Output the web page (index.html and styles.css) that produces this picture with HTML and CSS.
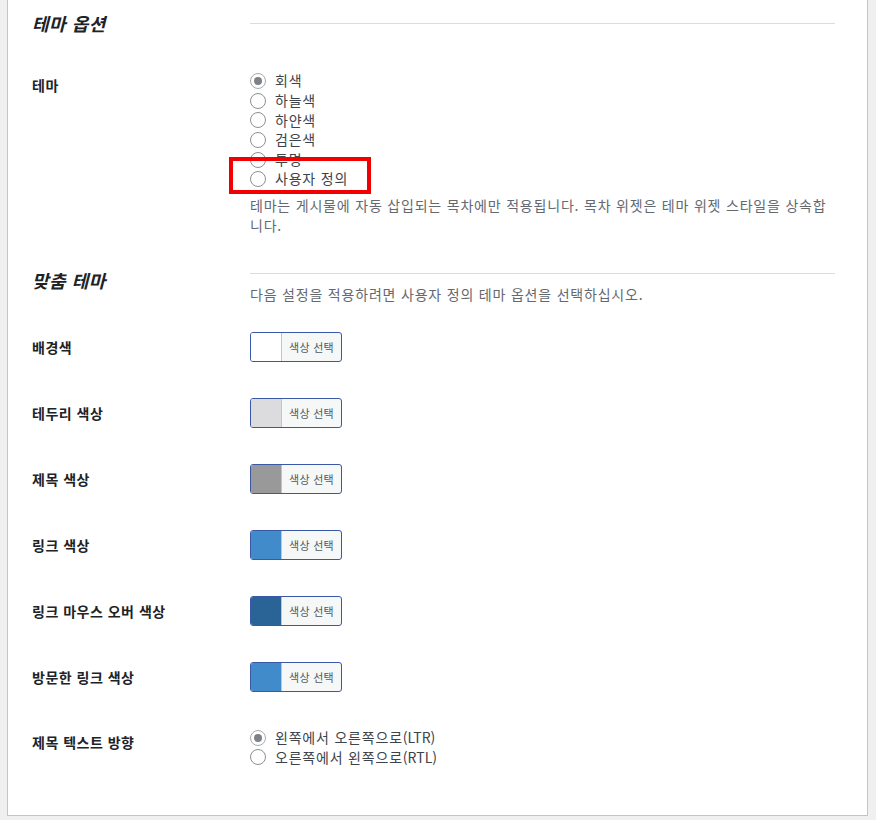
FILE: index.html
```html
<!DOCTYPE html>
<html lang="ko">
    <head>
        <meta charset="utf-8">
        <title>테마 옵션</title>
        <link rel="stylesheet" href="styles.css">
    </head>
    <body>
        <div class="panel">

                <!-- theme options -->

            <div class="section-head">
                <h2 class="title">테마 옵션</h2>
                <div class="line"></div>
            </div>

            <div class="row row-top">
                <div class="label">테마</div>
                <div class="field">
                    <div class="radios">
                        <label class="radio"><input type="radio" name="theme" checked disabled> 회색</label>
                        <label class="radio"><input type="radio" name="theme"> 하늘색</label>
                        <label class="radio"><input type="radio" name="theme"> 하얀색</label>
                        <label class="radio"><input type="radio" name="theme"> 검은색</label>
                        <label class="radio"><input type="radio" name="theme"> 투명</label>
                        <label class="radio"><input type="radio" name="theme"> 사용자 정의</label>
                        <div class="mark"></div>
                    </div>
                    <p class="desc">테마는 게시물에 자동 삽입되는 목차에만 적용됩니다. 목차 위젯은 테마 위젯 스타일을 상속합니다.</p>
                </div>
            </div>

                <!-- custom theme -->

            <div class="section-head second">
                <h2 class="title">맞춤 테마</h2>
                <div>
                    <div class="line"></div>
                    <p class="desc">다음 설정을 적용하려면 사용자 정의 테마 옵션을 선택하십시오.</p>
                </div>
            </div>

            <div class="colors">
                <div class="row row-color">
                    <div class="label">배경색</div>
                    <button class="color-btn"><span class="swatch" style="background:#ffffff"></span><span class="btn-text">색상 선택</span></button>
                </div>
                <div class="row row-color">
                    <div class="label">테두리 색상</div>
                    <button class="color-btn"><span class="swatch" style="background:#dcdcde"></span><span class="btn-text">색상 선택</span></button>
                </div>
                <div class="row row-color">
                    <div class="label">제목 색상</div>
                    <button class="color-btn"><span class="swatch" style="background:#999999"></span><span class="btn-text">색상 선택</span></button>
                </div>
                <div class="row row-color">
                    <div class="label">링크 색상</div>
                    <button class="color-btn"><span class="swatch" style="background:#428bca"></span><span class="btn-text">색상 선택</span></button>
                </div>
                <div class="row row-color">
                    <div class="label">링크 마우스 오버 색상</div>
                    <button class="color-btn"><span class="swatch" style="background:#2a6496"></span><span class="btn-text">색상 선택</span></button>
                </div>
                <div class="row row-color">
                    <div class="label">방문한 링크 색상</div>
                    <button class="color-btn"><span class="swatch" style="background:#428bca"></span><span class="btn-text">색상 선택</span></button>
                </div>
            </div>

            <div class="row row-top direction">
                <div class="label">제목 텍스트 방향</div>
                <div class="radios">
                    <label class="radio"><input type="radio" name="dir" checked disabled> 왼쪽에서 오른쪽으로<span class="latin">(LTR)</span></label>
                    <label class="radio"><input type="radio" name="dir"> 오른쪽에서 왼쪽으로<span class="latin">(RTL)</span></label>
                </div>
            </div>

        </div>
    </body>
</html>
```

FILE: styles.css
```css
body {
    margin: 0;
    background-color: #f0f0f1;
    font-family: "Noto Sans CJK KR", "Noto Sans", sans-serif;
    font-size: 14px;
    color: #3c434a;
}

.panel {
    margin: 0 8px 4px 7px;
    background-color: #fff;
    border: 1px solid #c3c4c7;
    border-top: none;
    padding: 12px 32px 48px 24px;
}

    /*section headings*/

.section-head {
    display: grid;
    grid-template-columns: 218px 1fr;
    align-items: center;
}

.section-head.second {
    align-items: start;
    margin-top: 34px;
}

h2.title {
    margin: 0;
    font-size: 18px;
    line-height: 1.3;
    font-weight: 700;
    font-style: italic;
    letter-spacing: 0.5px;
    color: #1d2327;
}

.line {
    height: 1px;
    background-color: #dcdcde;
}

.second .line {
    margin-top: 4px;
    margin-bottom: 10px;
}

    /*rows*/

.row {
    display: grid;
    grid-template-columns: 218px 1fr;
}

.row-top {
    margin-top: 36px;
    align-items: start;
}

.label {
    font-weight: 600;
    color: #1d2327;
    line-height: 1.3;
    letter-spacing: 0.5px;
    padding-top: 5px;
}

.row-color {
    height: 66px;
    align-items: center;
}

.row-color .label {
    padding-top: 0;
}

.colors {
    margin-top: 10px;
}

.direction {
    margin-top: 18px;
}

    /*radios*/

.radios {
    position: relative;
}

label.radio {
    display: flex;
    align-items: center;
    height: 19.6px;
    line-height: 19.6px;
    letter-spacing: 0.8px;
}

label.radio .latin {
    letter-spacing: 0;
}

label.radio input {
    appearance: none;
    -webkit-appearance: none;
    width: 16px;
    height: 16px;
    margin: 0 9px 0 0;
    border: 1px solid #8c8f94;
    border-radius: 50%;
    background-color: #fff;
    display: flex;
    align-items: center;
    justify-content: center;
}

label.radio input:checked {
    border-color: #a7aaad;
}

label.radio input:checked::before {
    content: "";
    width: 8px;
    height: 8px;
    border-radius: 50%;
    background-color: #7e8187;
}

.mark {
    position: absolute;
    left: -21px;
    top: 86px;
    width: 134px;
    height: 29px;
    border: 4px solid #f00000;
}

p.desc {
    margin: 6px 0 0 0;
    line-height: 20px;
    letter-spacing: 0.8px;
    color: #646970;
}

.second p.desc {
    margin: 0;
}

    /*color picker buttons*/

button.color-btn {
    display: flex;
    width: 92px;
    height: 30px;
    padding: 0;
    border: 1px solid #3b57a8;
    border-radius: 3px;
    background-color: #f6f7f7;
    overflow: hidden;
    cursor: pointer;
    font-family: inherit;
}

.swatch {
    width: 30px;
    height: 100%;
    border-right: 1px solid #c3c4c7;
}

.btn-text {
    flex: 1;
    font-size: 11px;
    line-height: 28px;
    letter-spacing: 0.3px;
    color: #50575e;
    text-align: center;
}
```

• Short exercise: Do not copy the pictures, but repeat every line exactly.

• Right answer:
Output the web page (index.html and styles.css) that produces this picture with HTML and CSS.
FILE: index.html
```html
<!DOCTYPE html>
<html lang="ko">
    <head>
        <meta charset="utf-8">
        <title>테마 옵션</title>
        <link rel="stylesheet" href="styles.css">
    </head>
    <body>
        <div class="panel">

                <!-- theme options -->

            <div class="section-head">
                <h2 class="title">테마 옵션</h2>
                <div class="line"></div>
            </div>

            <div class="row row-top">
                <div class="label">테마</div>
                <div class="field">
                    <div class="radios">
                        <label class="radio"><input type="radio" name="theme" checked disabled> 회색</label>
                        <label class="radio"><input type="radio" name="theme"> 하늘색</label>
                        <label class="radio"><input type="radio" name="theme"> 하얀색</label>
                        <label class="radio"><input type="radio" name="theme"> 검은색</label>
                        <label class="radio"><input type="radio" name="theme"> 투명</label>
                        <label class="radio"><input type="radio" name="theme"> 사용자 정의</label>
                        <div class="mark"></div>
                    </div>
                    <p class="desc">테마는 게시물에 자동 삽입되는 목차에만 적용됩니다. 목차 위젯은 테마 위젯 스타일을 상속합니다.</p>
                </div>
            </div>

                <!-- custom theme -->

            <div class="section-head second">
                <h2 class="title">맞춤 테마</h2>
                <div>
                    <div class="line"></div>
                    <p class="desc">다음 설정을 적용하려면 사용자 정의 테마 옵션을 선택하십시오.</p>
                </div>
            </div>

            <div class="colors">
                <div class="row row-color">
                    <div class="label">배경색</div>
                    <button class="color-btn"><span class="swatch" style="background:#ffffff"></span><span class="btn-text">색상 선택</span></button>
                </div>
                <div class="row row-color">
                    <div class="label">테두리 색상</div>
                    <button class="color-btn"><span class="swatch" style="background:#dcdcde"></span><span class="btn-text">색상 선택</span></button>
                </div>
                <div class="row row-color">
                    <div class="label">제목 색상</div>
                    <button class="color-btn"><span class="swatch" style="background:#999999"></span><span class="btn-text">색상 선택</span></button>
                </div>
                <div class="row row-color">
                    <div class="label">링크 색상</div>
                    <button class="color-btn"><span class="swatch" style="background:#428bca"></span><span class="btn-text">색상 선택</span></button>
                </div>
                <div class="row row-color">
                    <div class="label">링크 마우스 오버 색상</div>
                    <button class="color-btn"><span class="swatch" style="background:#2a6496"></span><span class="btn-text">색상 선택</span></button>
                </div>
                <div class="row row-color">
                    <div class="label">방문한 링크 색상</div>
                    <button class="color-btn"><span class="swatch" style="background:#428bca"></span><span class="btn-text">색상 선택</span></button>
                </div>
            </div>

            <div class="row row-top direction">
                <div class="label">제목 텍스트 방향</div>
                <div class="radios">
                    <label class="radio"><input type="radio" name="dir" checked disabled> 왼쪽에서 오른쪽으로<span class="latin">(LTR)</span></label>
                    <label class="radio"><input type="radio" name="dir"> 오른쪽에서 왼쪽으로<span class="latin">(RTL)</span></label>
                </div>
            </div>

        </div>
    </body>
</html>
```

FILE: styles.css
```css
body {
    margin: 0;
    background-color: #f0f0f1;
    font-family: "Noto Sans CJK KR", "Noto Sans", sans-serif;
    font-size: 14px;
    color: #3c434a;
}

.panel {
    margin: 0 8px 4px 7px;
    background-color: #fff;
    border: 1px solid #c3c4c7;
    border-top: none;
    padding: 12px 32px 48px 24px;
}

    /*section headings*/

.section-head {
    display: grid;
    grid-template-columns: 218px 1fr;
    align-items: center;
}

.section-head.second {
    align-items: start;
    margin-top: 34px;
}

h2.title {
    margin: 0;
    font-size: 18px;
    line-height: 1.3;
    font-weight: 700;
    font-style: italic;
    letter-spacing: 0.5px;
    color: #1d2327;
}

.line {
    height: 1px;
    background-color: #dcdcde;
}

.second .line {
    margin-top: 4px;
    margin-bottom: 10px;
}

    /*rows*/

.row {
    display: grid;
    grid-template-columns: 218px 1fr;
}

.row-top {
    margin-top: 36px;
    align-items: start;
}

.label {
    font-weight: 600;
    color: #1d2327;
    line-height: 1.3;
    letter-spacing: 0.5px;
    padding-top: 5px;
}

.row-color {
    height: 66px;
    align-items: center;
}

.row-color .label {
    padding-top: 0;
}

.colors {
    margin-top: 10px;
}

.direction {
    margin-top: 18px;
}

    /*radios*/

.radios {
    position: relative;
}

label.radio {
    display: flex;
    align-items: center;
    height: 19.6px;
    line-height: 19.6px;
    letter-spacing: 0.8px;
}

label.radio .latin {
    letter-spacing: 0;
}

label.radio input {
    appearance: none;
    -webkit-appearance: none;
    width: 16px;
    height: 16px;
    margin: 0 9px 0 0;
    border: 1px solid #8c8f94;
    border-radius: 50%;
    background-color: #fff;
    display: flex;
    align-items: center;
    justify-content: center;
}

label.radio input:checked {
    border-color: #a7aaad;
}

label.radio input:checked::before {
    content: "";
    width: 8px;
    height: 8px;
    border-radius: 50%;
    background-color: #7e8187;
}

.mark {
    position: absolute;
    left: -21px;
    top: 86px;
    width: 134px;
    height: 29px;
    border: 4px solid #f00000;
}

p.desc {
    margin: 6px 0 0 0;
    line-height: 20px;
    letter-spacing: 0.8px;
    color: #646970;
}

.second p.desc {
    margin: 0;
}

    /*color picker buttons*/

button.color-btn {
    display: flex;
    width: 92px;
    height: 30px;
    padding: 0;
    border: 1px solid #3b57a8;
    border-radius: 3px;
    background-color: #f6f7f7;
    overflow: hidden;
    cursor: pointer;
    font-family: inherit;
}

.swatch {
    width: 30px;
    height: 100%;
    border-right: 1px solid #c3c4c7;
}

.btn-text {
    flex: 1;
    font-size: 11px;
    line-height: 28px;
    letter-spacing: 0.3px;
    color: #50575e;
    text-align: center;
}
```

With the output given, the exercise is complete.